Bien que des facilités de formation au niveau technique soient disponibles dans d'autres pays (y compris, par exemple, un nouveau centre de formation industrielle en Nouvelle-Zélande), la plupart d'entre elles ne sont pas facilement accessibles aux nationaux africains et ne sont donc pas examinées ici.

MOYENS DE FORMATION DANS LES PAYS EN VOIE DE DÉVELOPPEMENT

Autant que l'on sache, il n'y a pas encore, dans les pays en voie de développement, de facilités de formation au niveau supérieur adaptées spécifiquement aux besoins des industries forestières et de la commercialisation du bois, bien que trois de ces pays (Inde, Chili et Philippines) soient, paraît-il, en train de préparer des sanctionnés par un diplôme en science du bois. Aux niveaux technique et professionnel, il y a toute une variété de cours: certains intéressent uniquement les industries forestières (par exemple, le centre de formation industrielle au Kenya, fonctionnant dans le cadre d'un programme d'aide bilatérale), tandis que les autres s'adressent à une large gamme d'industries (particulièrement au niveau professionnel). Toutefois, dans la plupart des pays en voie de développement, le personnel professionnel et technique des industries forestières n'a aucune formation académique et est recruté dans l'industrie pour remplir des tâches limitées; du fait qu'il n'a pas eu la possibilité d'élargir son expérience ou d'avoir une formation régulière, ce personnel ne peut suivre convenablement les progrès de la technologie ni acquérir les aptitudes voulues pour accéder à la catégorie des cadres supérieurs.

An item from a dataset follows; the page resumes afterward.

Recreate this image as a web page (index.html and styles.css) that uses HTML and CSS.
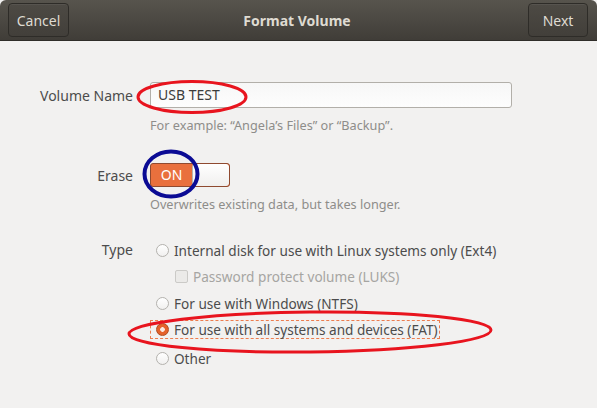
FILE: index.html
```html
<!DOCTYPE html>
<html>
<head>
<meta charset="utf-8">
<link rel="stylesheet" href="styles.css">
</head>
<body>
<div class="window">
  <header class="headerbar">
    <button class="hb-btn cancel">Cancel</button>
    <div class="title">Format Volume</div>
    <button class="hb-btn next">Next</button>
  </header>
  <main class="form">
    <div class="label lbl-name">Volume Name</div>
    <div class="field">
      <div class="entry">USB TEST</div>
      <div class="hint hint-name">For example: “Angela’s Files” or “Backup”.</div>
    </div>

    <div class="label lbl-erase">Erase</div>
    <div class="field">
      <div class="switch"><span class="sw-on">ON</span><span class="sw-knob"></span></div>
      <div class="hint hint-erase">Overwrites existing data, but takes longer.</div>
    </div>

    <div class="label lbl-type">Type</div>
    <div class="field options">
      <div class="opt"><span class="radio"></span><span>Internal disk for use with Linux systems only (Ext4)</span></div>
      <div class="opt sub disabled"><span class="check"></span><span>Password protect volume (LUKS)</span></div>
      <div class="opt"><span class="radio"></span><span>For use with Windows (NTFS)</span></div>
      <div class="opt focused"><span class="radio on"></span><span>For use with all systems and devices (FAT)</span></div>
      <div class="opt"><span class="radio"></span><span>Other</span></div>
    </div>
  </main>

  <svg class="marks" width="597" height="408" viewBox="0 0 597 408">
    <ellipse cx="192" cy="97" rx="54" ry="15.5" fill="none" stroke="#e8141e" stroke-width="3"/>
    <ellipse cx="171" cy="174" rx="26.5" ry="22.5" fill="none" stroke="#0b0b94" stroke-width="4"/>
    <ellipse cx="310" cy="332" rx="181" ry="20" fill="none" stroke="#e8141e" stroke-width="3" transform="rotate(-0.6 310 332)"/>
  </svg>
</div>
</body>
</html>
```
FILE: styles.css
```css
html, body {
  margin: 0;
  padding: 0;
}
body {
  background: #f2f1f0;
  font-family: "Noto Sans", "DejaVu Sans", sans-serif;
  font-size: 14px;
  color: #4c4c4c;
}
.window {
  position: relative;
  width: 597px;
  height: 408px;
  overflow: hidden;
  background: #f2f1f0;
}
.headerbar {
  height: 41px;
  box-sizing: border-box;
  display: grid;
  grid-template-columns: 1fr auto 1fr;
  align-items: center;
  padding: 0 9px 0 8px;
  background: linear-gradient(#57544d, #403d38);
  border-radius: 6px 6px 0 0;
  border-bottom: 1px solid #2f2d29;
}
.hb-btn {
  height: 34px;
  box-sizing: border-box;
  padding: 0;
  border: 1px solid #2e2c28;
  border-radius: 4px;
  background: linear-gradient(#4d4a44, #423f3a);
  box-shadow: inset 0 1px rgba(255,255,255,0.06);
  color: #dfdbd2;
  font-family: inherit;
  font-size: 14px;
}
.cancel { width: 61px; justify-self: start; }
.next { width: 60px; justify-self: end; }
.title {
  color: #dfdbd2;
  font-weight: bold;
  font-size: 14px;
  padding-left: 2px;
  padding-right: 4px;
}
.form {
  display: grid;
  grid-template-columns: 133px 1fr;
  column-gap: 17px;
  padding: 41px 85px 0 0;
}
.label {
  text-align: right;
  color: #4c4c4c;
}
.lbl-name { padding-top: 4px; }
.lbl-erase { padding-top: 32px; }
.lbl-type { padding-top: 27px; }
.entry {
  height: 26px;
  box-sizing: border-box;
  border: 1px solid #b2afa9;
  border-radius: 3px;
  background: linear-gradient(#f7f7f7, #fdfdfd);
  padding: 2px 7px;
  color: #3c3c3c;
  line-height: 20px;
}
.hint {
  font-size: 12.7px;
  color: #8e8d8a;
}
.hint-name { margin-top: 8px; }
.switch {
  margin-top: 29px;
  width: 80px;
  height: 24px;
  box-sizing: border-box;
  border: 1px solid #8f4a30;
  border-radius: 3px;
  display: flex;
  overflow: hidden;
  background: #e9703d;
}
.sw-on {
  width: 41px;
  text-align: center;
  color: #fff;
  line-height: 22px;
  font-size: 14px;
}
.sw-knob {
  flex: 1;
  background: linear-gradient(#ffffff, #f0efee);
  border-left: 1px solid #b8b5b0;
  border-radius: 3px;
}
.hint-erase { margin-top: 8px; }
.options {
  padding-top: 24px;
  display: flex;
  flex-direction: column;
}
.opt {
  display: flex;
  align-items: center;
  gap: 5px;
  height: 26.5px;
  font-size: 13.6px;
  color: #4c4c4c;
  align-self: flex-start;
  box-sizing: border-box;
  padding: 0 1px 0 6px;
}
.opt.sub { padding-left: 25px; }
.opt.disabled { color: #a6a5a2; }
.opt.focused {
  height: 19px;
  margin: 3px 0 7px;
  border: 1px dashed #ec7d4f;
  padding: 0 1px 0 5px;
}
.radio {
  width: 13px;
  height: 13px;
  box-sizing: border-box;
  border-radius: 50%;
  border: 1px solid #b4b2ae;
  background: linear-gradient(#ffffff, #f1f0ef);
  flex: none;
}
.radio.on {
  border-color: #b04b1f;
  background: radial-gradient(circle, #fbe8df 0 2px, #e5622b 2.6px);
}
.check {
  width: 13px;
  height: 13px;
  box-sizing: border-box;
  border: 1px solid #cbcac7;
  border-radius: 2px;
  background: #ebeae8;
  flex: none;
}
.marks {
  position: absolute;
  left: 0;
  top: 0;
  pointer-events: none;
}
```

Malheureusement, il est généralement vrai qu'en Afrique les industries forestières les plus efficaces sont dirigées par des étrangers. En conséquence, dans la section suivante de cet exposé, nous présenterons quelques suggestions sur la façon dont les pays africains en voie de développement pourraient s'attaquer au problème qui consiste à former du personnel indigène qualifié, en nombre proportionné aux investissements de capital, actuels ou envisagés, dans les industries.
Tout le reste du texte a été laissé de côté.